The basic set-up for Justified is depressingly familiar: A maverick cop (or, in this case, deputy marshal) who goes his own way at the expense of friendship and family life (his ex-wife is now living happily with another man while he struggles to move on) unwillingly returns to the small town where he was raised (because he got in trouble for his maverick ways in the big city) and begins to clean it up with his own brand of tough justice. In Justified, that justice often ends up being doled out in a shootout – old-fashioned Western style – because Deputy Marshal Raylan Givens (played by Timothy Oliphant) has something of a cowboy fixation. And, like all good Wild West heroes, he’s a simple man on the surface (priorities: honesty, justice, getting his rocks off) with a whole well of emotions (jealousy, self-doubt, guilt) bubbling underneath. So far, so cheesy.

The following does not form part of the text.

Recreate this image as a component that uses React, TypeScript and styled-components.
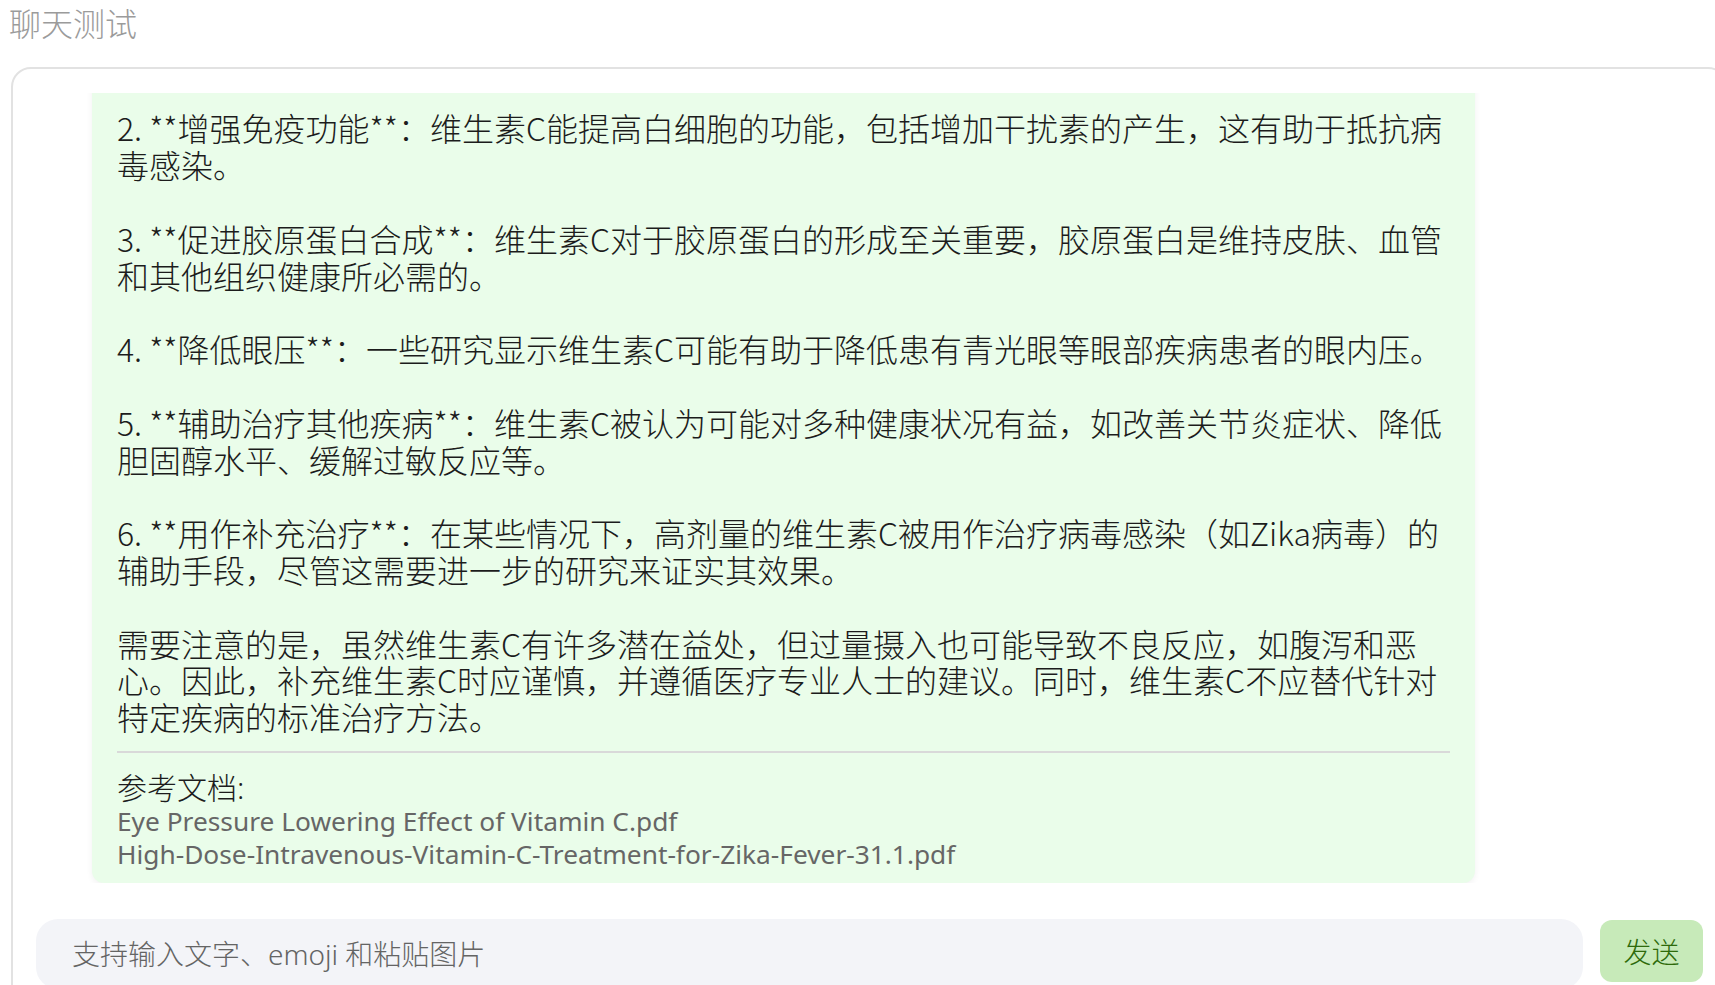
import React from "react";
import styled, { createGlobalStyle } from "styled-components";

const GlobalStyle = createGlobalStyle`
  html, body {
    margin: 0;
    padding: 0;
    height: 100%;
    overflow: hidden;
    background: #ffffff;
  }
  body {
    font-family: "Noto Sans", "Noto Sans CJK SC", sans-serif;
  }
`;

const Page = styled.div`
  padding-left: 11px;
`;

const Title = styled.div`
  margin-left: -2px;
  font-size: 32px;
  line-height: 48px;
  font-weight: 300;
  color: #9b9b9b;
`;

const ChatBox = styled.div`
  margin-top: 19px;
  width: 1717px;
  height: 940px;
  box-sizing: border-box;
  border: 2px solid #e2e2e2;
  border-radius: 20px;
  padding: 24px 23px 16px;
  display: flex;
  flex-direction: column;
  gap: 36px;
`;

const MessageList = styled.div`
  flex: 1;
  min-height: 0;
  overflow: hidden;
  display: flex;
  flex-direction: column;
  justify-content: flex-end;
`;

const Bubble = styled.div`
  margin-left: 56px;
  width: 1383px;
  box-sizing: border-box;
  padding: 36px 25px 12px;
  background: #eafdea;
  border-radius: 12px;
  box-shadow: 0 2px 6px rgba(0, 0, 0, 0.06);
  color: #1c1c1c;
  flex-shrink: 0;
`;

const Answer = styled.div`
  font-family: "Noto Sans CJK SC", sans-serif;
  font-size: 32px;
  font-weight: 300;
  line-height: 1.15;
  white-space: pre;
  margin-bottom: 1px;
`;

const Divider = styled.hr`
  margin: 16px 0 18px;
  border: none;
  height: 2px;
  background: #d9d9d9;
`;

const RefTitle = styled.div`
  font-size: 30px;
  font-weight: 300;
  line-height: 33px;
  margin-bottom: 1px;
`;

const RefItem = styled.div`
  font-size: 26.3px;
  line-height: 33px;
  color: #666666;
`;

const InputRow = styled.div`
  display: flex;
  align-items: flex-start;
  gap: 17px;
`;

const InputBox = styled.div`
  flex: 1;
  height: 70px;
  box-sizing: border-box;
  padding: 0 36px 2px;
  background: #f3f4f8;
  border-radius: 22px;
  display: flex;
  align-items: center;
  font-size: 28px;
  font-weight: 300;
  color: #646464;
`;

const SendButton = styled.button`
  margin-top: 1px;
  width: 103px;
  height: 62px;
  border: none;
  border-radius: 12px;
  background: #c7eab9;
  color: #2e6a0b;
  font-family: "Noto Sans", "Noto Sans CJK SC", sans-serif;
  font-size: 28px;
  font-weight: 300;
  padding: 0;
  cursor: pointer;
`;

const answer = `2. **增强免疫功能**：维生素C能提高白细胞的功能，包括增加干扰素的产生，这有助于抵抗病
毒感染。

3. **促进胶原蛋白合成**：维生素C对于胶原蛋白的形成至关重要，胶原蛋白是维持皮肤、血管
和其他组织健康所必需的。

4. **降低眼压**：一些研究显示维生素C可能有助于降低患有青光眼等眼部疾病患者的眼内压。

5. **辅助治疗其他疾病**：维生素C被认为可能对多种健康状况有益，如改善关节炎症状、降低
胆固醇水平、缓解过敏反应等。

6. **用作补充治疗**：在某些情况下，高剂量的维生素C被用作治疗病毒感染（如Zika病毒）的
辅助手段，尽管这需要进一步的研究来证实其效果。

需要注意的是，虽然维生素C有许多潜在益处，但过量摄入也可能导致不良反应，如腹泻和恶
心。因此，补充维生素C时应谨慎，并遵循医疗专业人士的建议。同时，维生素C不应替代针对
特定疾病的标准治疗方法。`;

const refs = [
  "Eye Pressure Lowering Effect of Vitamin C.pdf",
  "High-Dose-Intravenous-Vitamin-C-Treatment-for-Zika-Fever-31.1.pdf",
];

export default function App() {
  return (
    <Page>
      <GlobalStyle />
      <Title>聊天测试</Title>
      <ChatBox>
        <MessageList>
          <Bubble>
            <Answer>{answer}</Answer>
            <Divider />
            <RefTitle>参考文档:</RefTitle>
            {refs.map((r) => (
              <RefItem key={r}>{r}</RefItem>
            ))}
          </Bubble>
        </MessageList>
        <InputRow>
          <InputBox>支持输入文字、emoji 和粘贴图片</InputBox>
          <SendButton>发送</SendButton>
        </InputRow>
      </ChatBox>
    </Page>
  );
}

But Justified is raised above the level of the vast majority of prime-time crime dross by the performance of Oliphant as Raylan Givens. He’s channeling Clint Eastwood and John Wayne alright, but updates the archetypal cowboy hero just enough to retain the ‘man’s gotta do what a man’s gotta do’ swagger while allowing for some depth of character and managing to convey a sense of a man out of time, slightly out of sync with the rhythm of the modern world. Oliphant chooses to play his numerous alone-with-the-villain scenes straight – avoiding what must have been a serious temptation to instill some knowing irony, given how many clichés are skirted – and the show is all the better for it. Givens is based on a character created by Elmore Leonard, and Oliphant brings a sense of that writer’s gritty realism to his role.
There’s nothing especially pioneering or challenging about Justified. You can see most of the plot developments coming a mile off, and – Oliphant aside – the quality of acting rarely pokes its head above the ‘adequate’ threshold. But if you’re looking for an hour of entertaining escapism, it works.